Political leaders are no more likely to be selfless or ethical than bureaucrats who compete for promotion and perks. Yet modern democracy, law, and bureaucracy stand as constant reminders to one another of the indispensable “regularity of the exercise of authority, which is a result of the demand for equality before the law, the horror of privilege and the principled rejection of doing business from case-to-case”. In saying this Weber pays bureaucracy his highest possible compliment. These are definitely not the functions of state most desired by advocates of the autonomous activist bureaucracy which performs its functions case-by-case, typically to promote winners or protect losers.

Weber insisted that in a modern society bureaucracy is supervised (checked) by the politicians and parliament despite predictable resistance from bureaucrats. Politics must stop bureaucracy from hiding its knowledge, and must ensure the specialist bureaucrat does not get the better of the cabinet minister. Parliament reserves rights of appointment to top levels of the bureaucracy, and can force resignations. Politics uses the weapon of public criticism to discipline bureaucracy. Commissions of enquiry are used publicly to cross-examine bureaucrats and force them to explain and justify their actions (and educate politicians).

Underlying everything said thus far is Weber’s central thesis relating to what all branches of state (bureaucracy, law, politics) share in common -- the impersonal procedural norm that regulates processes of decision making. ‘Impersonal’ here refers to actions which deliberately do not discriminate between groups, which intentionally are not discretionary. It results from the legal requirement to treat everybody formally and equally, and it is the procedural prerequisite for the interaction and communication of agencies of the state. On this criteria, bureaucratic capacity for autonomous activity cannot be called ‘Weberianness’.

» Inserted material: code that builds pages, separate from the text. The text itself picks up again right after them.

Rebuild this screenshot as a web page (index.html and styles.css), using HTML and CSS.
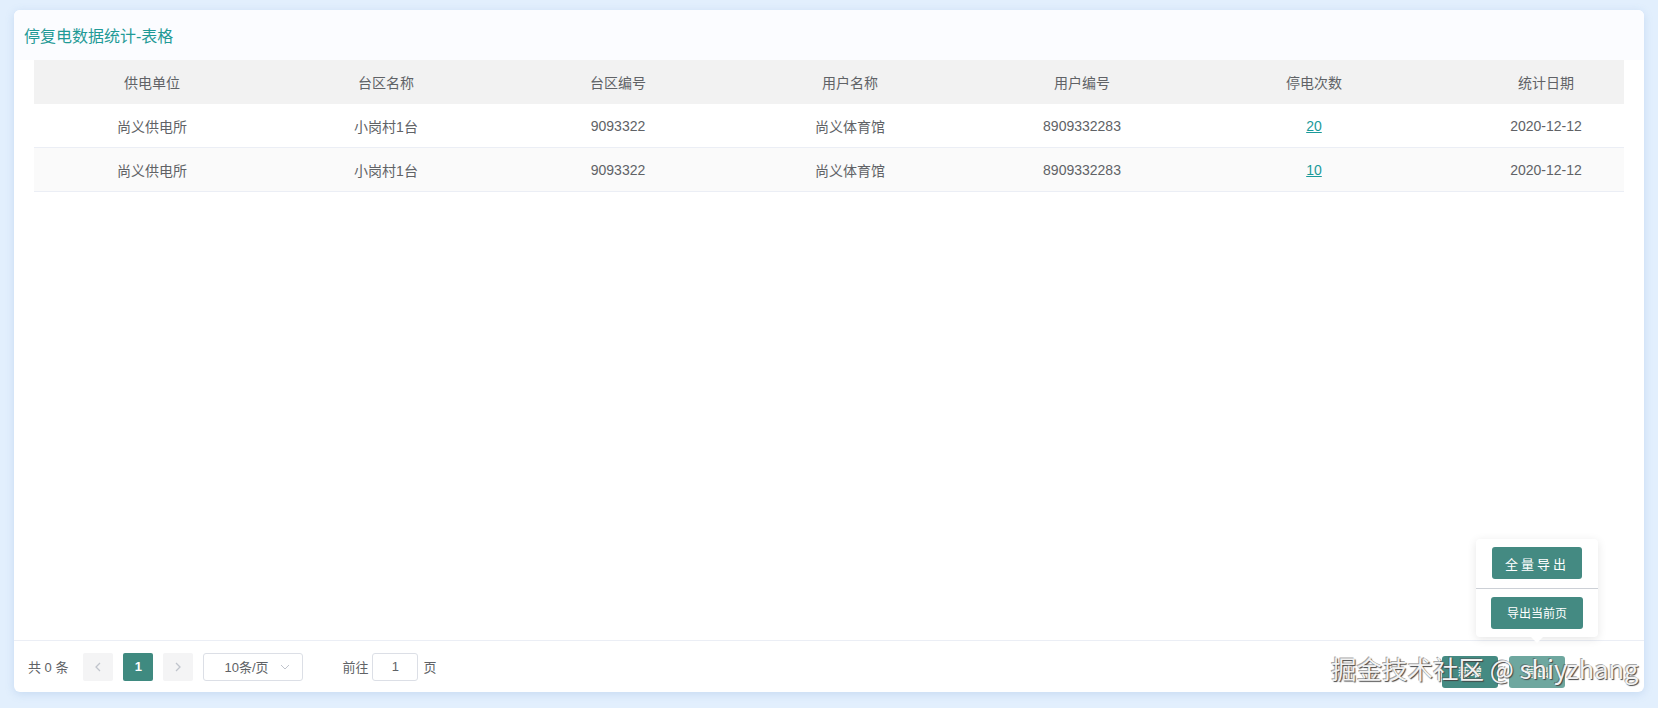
FILE: index.html
```html
<!DOCTYPE html>
<html lang="zh-CN">
<head>
<meta charset="utf-8">
<title>停复电数据统计-表格</title>
<link rel="stylesheet" href="styles.css">
</head>
<body>
<div class="card">
  <div class="card-header">停复电数据统计-表格</div>
  <div class="card-body">
    <div class="table-wrap">
      <div class="table">
        <div class="row head">
          <div class="cell">供电单位</div>
          <div class="cell">台区名称</div>
          <div class="cell">台区编号</div>
          <div class="cell">用户名称</div>
          <div class="cell">用户编号</div>
          <div class="cell">停电次数</div>
          <div class="cell">统计日期</div>
        </div>
        <div class="row">
          <div class="cell">尚义供电所</div>
          <div class="cell">小岗村1台</div>
          <div class="cell">9093322</div>
          <div class="cell">尚义体育馆</div>
          <div class="cell">8909332283</div>
          <div class="cell"><a class="link">20</a></div>
          <div class="cell">2020-12-12</div>
        </div>
        <div class="row striped">
          <div class="cell">尚义供电所</div>
          <div class="cell">小岗村1台</div>
          <div class="cell">9093322</div>
          <div class="cell">尚义体育馆</div>
          <div class="cell">8909332283</div>
          <div class="cell"><a class="link">10</a></div>
          <div class="cell">2020-12-12</div>
        </div>
      </div>
    </div>
  </div>
  <div class="footer">
    <div class="pagination">
      <span class="total">共 0 条</span>
      <span class="pbtn"><svg width="8" height="10" viewBox="0 0 8 10"><path d="M6 1 L2 5 L6 9" fill="none" stroke="#c0c4cc" stroke-width="1.3"/></svg></span>
      <span class="pager active">1</span>
      <span class="pbtn"><svg width="8" height="10" viewBox="0 0 8 10"><path d="M2 1 L6 5 L2 9" fill="none" stroke="#c0c4cc" stroke-width="1.3"/></svg></span>
      <span class="select"><span>10条/页</span><svg width="10" height="6" viewBox="0 0 10 6"><path d="M1 1 L5 5 L9 1" fill="none" stroke="#c0c4cc" stroke-width="1"/></svg></span>
      <span class="jump">前往<span class="jump-input">1</span>页</span>
    </div>
    <div class="actions">
      <span class="btn">新增</span>
      <span class="btn light">导出</span>
    </div>
  </div>
  <div class="popover">
    <div class="pop-item"><span class="btn wide spaced">全量导出</span></div>
    <div class="pop-item"><span class="btn wide">导出当前页</span></div>
    <span class="arrow"></span>
  </div>
</div>
<div class="watermark">掘金技术社区 @ shiyzhang</div>
</body>
</html>
```

FILE: styles.css
```css
html, body {
  margin: 0;
  padding: 0;
}
body {
  width: 1658px;
  height: 708px;
  background: #e2effd;
  font-family: "Liberation Sans", "Noto Sans CJK SC", sans-serif;
  color: #606266;
  position: relative;
  overflow: hidden;
}
.card {
  position: relative;
  margin: 10px 0 0 14px;
  width: 1630px;
  height: 682px;
  background: #fff;
  border-radius: 6px;
  box-shadow: 0 2px 8px rgba(120, 160, 210, 0.25);
  display: flex;
  flex-direction: column;
}
.card-header {
  height: 50px;
  flex: none;
  background: #fbfcff;
  border-radius: 6px 6px 0 0;
  padding-left: 10px;
  display: flex;
  align-items: center;
  font-size: 16px;
  color: #1f9a96;
  box-sizing: border-box;
}
.card-body {
  flex: 1;
  padding: 0 20px;
  min-height: 0;
}
.table-wrap {
  overflow: hidden;
  width: 1590px;
}
.table {
  width: 1630px;
  font-size: 14px;
}
.row {
  display: grid;
  grid-template-columns: 236px repeat(6, 232px);
  height: 44px;
  border-bottom: 1px solid #ebeef5;
  box-sizing: border-box;
  background: #fff;
}
.row.head {
  background: #f2f2f2;
  border-bottom: none;
}
.row.striped {
  background: #fafafa;
}
.cell {
  display: flex;
  align-items: center;
  justify-content: center;
  color: #606266;
}
.link {
  color: #1a9a9a;
  text-decoration: underline;
}
.footer {
  flex: none;
  height: 52px;
  border-top: 1px solid #ebeef5;
  display: flex;
  align-items: center;
  justify-content: space-between;
  padding: 0 79px 0 14px;
  box-sizing: border-box;
}
.pagination {
  display: flex;
  align-items: center;
  font-size: 13px;
  color: #606266;
}
.total {
  margin-right: 15px;
}
.pbtn, .pager {
  width: 30px;
  height: 28px;
  display: flex;
  align-items: center;
  justify-content: center;
  background: #f4f4f5;
  border-radius: 2px;
  margin-right: 10px;
}
.pager.active {
  background: #3f8a80;
  color: #fff;
  font-weight: bold;
}
.select {
  width: 100px;
  height: 28px;
  box-sizing: border-box;
  border: 1px solid #dcdfe6;
  border-radius: 3px;
  display: flex;
  align-items: center;
  justify-content: space-between;
  padding: 0 12px 0 20px;
  color: #606266;
}
.jump {
  margin-left: 39px;
  display: flex;
  align-items: center;
}
.jump-input {
  width: 46px;
  height: 28px;
  box-sizing: border-box;
  border: 1px solid #dcdfe6;
  border-radius: 3px;
  display: flex;
  align-items: center;
  justify-content: center;
  margin: 0 5px 0 4px;
}
.actions {
  display: flex;
  gap: 11px;
  margin-top: 10px;
}
.btn {
  display: inline-flex;
  align-items: center;
  justify-content: center;
  width: 56px;
  height: 32px;
  background: #448a82;
  color: #fff;
  border-radius: 3px;
  font-size: 12px;
}
.btn.light {
  background: #6ea79f;
}
.btn.wide {
  width: 92px;
}
.btn.spaced {
  width: 90px;
  letter-spacing: 3px;
  font-size: 13px;
}
.popover {
  position: absolute;
  left: 1462px;
  top: 529px;
  width: 122px;
  height: 98px;
  background: #fff;
  border-radius: 4px;
  box-shadow: 0 2px 10px rgba(0, 0, 0, 0.1);
  display: flex;
  flex-direction: column;
}
.pop-item {
  flex: 1;
  display: flex;
  align-items: center;
  justify-content: center;
}
.pop-item + .pop-item {
  border-top: 1px solid #ccd0d6;
}
.arrow {
  position: absolute;
  left: 55px;
  bottom: -6px;
  width: 0;
  height: 0;
  border-left: 6px solid transparent;
  border-right: 6px solid transparent;
  border-top: 6px solid #fff;
}
.watermark {
  position: absolute;
  left: 1331px;
  top: 649px;
  font-size: 25.5px;
  color: #f2f2f2;
  text-shadow: 1px 1px 1px #444, -1px -1px 0 rgba(80, 80, 80, 0.5);
  white-space: nowrap;
  font-family: "Noto Sans CJK SC", "Liberation Sans", sans-serif;
}
```
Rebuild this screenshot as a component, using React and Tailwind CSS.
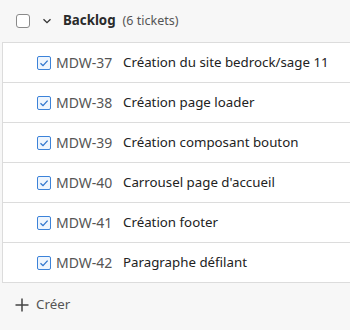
import React from 'react';

const rows = [
  ['MDW-37', 'Création du site bedrock/sage 11'],
  ['MDW-38', 'Création page loader'],
  ['MDW-39', 'Création composant bouton'],
  ['MDW-40', "Carrousel page d'accueil"],
  ['MDW-41', 'Création footer'],
  ['MDW-42', 'Paragraphe défilant'],
];

function Checked() {
  return (
    <span className="w-[14px] h-[14px] rounded-[2px] border border-[#3b82d9] bg-[#eef5fd] flex items-center justify-center shrink-0">
      <svg width="10" height="10" viewBox="0 0 10 10" fill="none">
        <path d="M1.5 5.2 L4 7.6 L8.6 2.6" stroke="#2f74cc" strokeWidth="1.3" />
      </svg>
    </span>
  );
}

export default function App() {
  return (
    <div className="w-[350px] h-[330px] bg-[#f7f7f7] overflow-hidden text-[13.3px]" style={{ fontFamily: '"Noto Sans", sans-serif' }}>
      {/* Header */}
      <div className="h-[42px] flex items-center pl-4">
        <span className="w-[14px] h-[14px] rounded-[3px] border border-[#8a8a8a] bg-white" />
        <svg className="ml-[12px]" width="10" height="10" viewBox="0 0 10 10" fill="none">
          <path d="M1.5 3.2 L5 6.7 L8.5 3.2" stroke="#333" strokeWidth="1.3" />
        </svg>
        <span className="ml-[11px] font-bold text-[#2a2a2a] text-[13.3px]">Backlog</span>
        <span className="ml-[7px] text-[12.5px] text-[#555]">(6 tickets)</span>
      </div>

      {/* Ticket list */}
      <div className="ml-[2px] border-l border-t border-[#dcdcdc] bg-white">
        {rows.map(([key, title]) => (
          <div key={key} className="h-[40px] flex items-center pl-[34px] border-b border-[#dcdcdc]">
            <Checked />
            <span className="ml-[5px] text-[#555] w-[67px] text-[14px]">{key}</span>
            <span className="text-[#222]">{title}</span>
          </div>
        ))}
      </div>

      {/* Create */}
      <div className="h-[40px] flex items-center pl-[15px] pt-[4px] text-[#555]">
        <svg width="14" height="14" viewBox="0 0 14 14" fill="none">
          <path d="M7 0.5 V13.5 M0.5 7 H13.5" stroke="#444" strokeWidth="1.5" />
        </svg>
        <span className="ml-[7px]">Créer</span>
      </div>
    </div>
  );
}
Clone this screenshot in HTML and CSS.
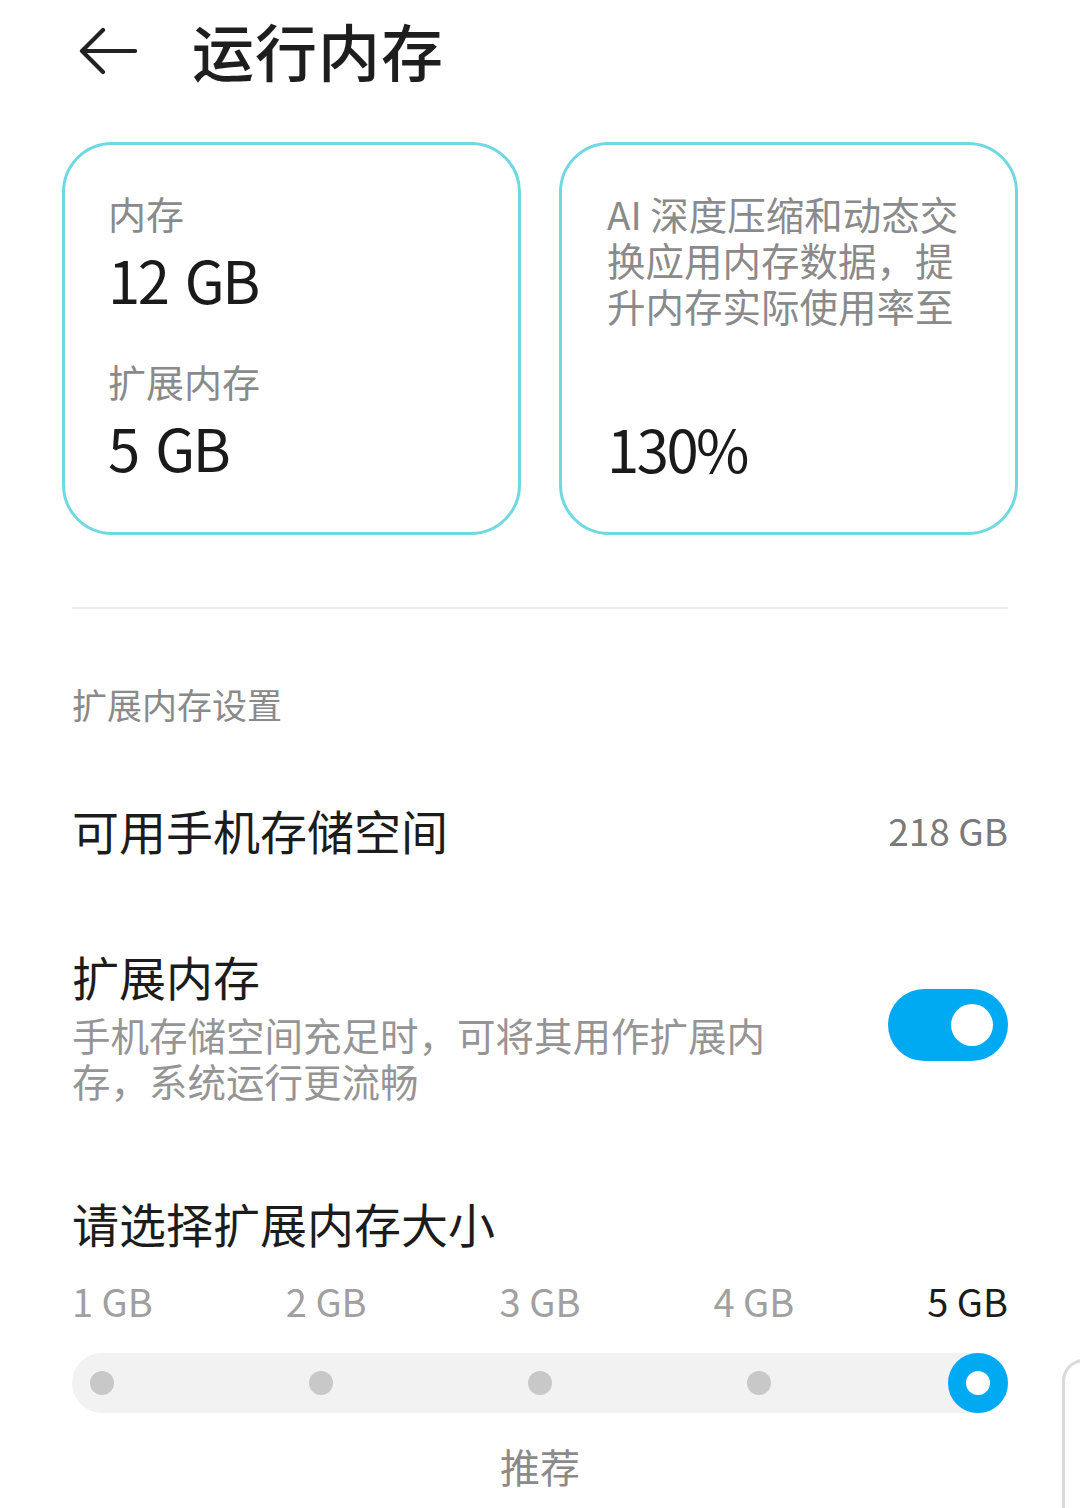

Finally, Weber said “limitation of power and separation of powers exist together”, and it is “this coexistence which so distinctively characterises the modern state”. The obligation to compromise is expressed with binding legal force in the impersonally regulated relations between competing spheres of competence within the state. The constitution is the highest ‘thing’ that can supervise politicians. A constitutional separation of powers is inherently unstable, but its advantage is objectivity and standing apart from status groups, interest groups, and the battle of ideologies where personal influences can hold sway.


Let’s be clear. Weber supported the principle of constitutional generality for the same reasons now offered by public choice economics. He opposed giving bureaucracies unlimited discretional powers over monetary and fiscal policy. He also had no illusions about “the manifold tasks of social welfare policies which are either saddled upon the modern state by interest groups or which the state usurps for reasons of power or for ideological motives”. Weber may have been right or wrong. But supporters of more state executive and administrative autonomy are mistaken if they ground their desires in Weberian theory without recognising countervailing legal and political constraints.

I would like to see political scientists think through the logic of a genuine Weberian solution to the crisis of decay in governability revealed by debates about state financing, sovereign debt, and budget deficits. There is rhetorical agreement about the need to reduce budget deficits, and rhetorical disagreement over whether to raise taxes or cut expenditure. On a more profound level the role of the state is questioned and rethought. Can expenditures which gave rise to incomprehensibly gigantic deficits and debts be sustained and justified indefinitely? Problems of that magnitude can’t be cured by tinkering. The disagreements are so deep because they throw into doubt the viability of state-society relations that evolved since the 1960s. Nations -- not just polities -- really are divided over this.

Meaningful compromise looks too difficult. The issues are too divisive, the system too dysfunctional, the opinions too polarised, the consequences of missteps too dangerous. Constitutions were invented to resolve polarities of great magnitude. The purpose of separation of powers was to absorb polarities of great magnitude. If politics runs out of control or becomes paralysed, the constitution -- the ultimate impersonal power of the countervailing legal domain -- becomes the final mechanism for supervising politicians.

The ‘fiscal cliff’ epitomises real division (50-50) over the most fundamental economic policy priorities, and exactly fits the purpose of separation of powers. Instead of strengthening state executive and administrative authority in order to circumvent checking mechanisms and make decisions, a true Weberian would strengthen impersonal powers that place limits on political decision making. Budget and monetary policy constraints built into the constitution solve the problem for politicians by permitting them to tell their public - “Our hands are tied, now we must learn to tailor socio-political ends more closely to the available economic means”.

At the very least a constitutional budget amendment would subject politics -- once and for all -- to the same kind of limiting procedural norms which it has been the task of elected political leaders, as ultimate arbiters, to impose hitherto on bureaucracy and law.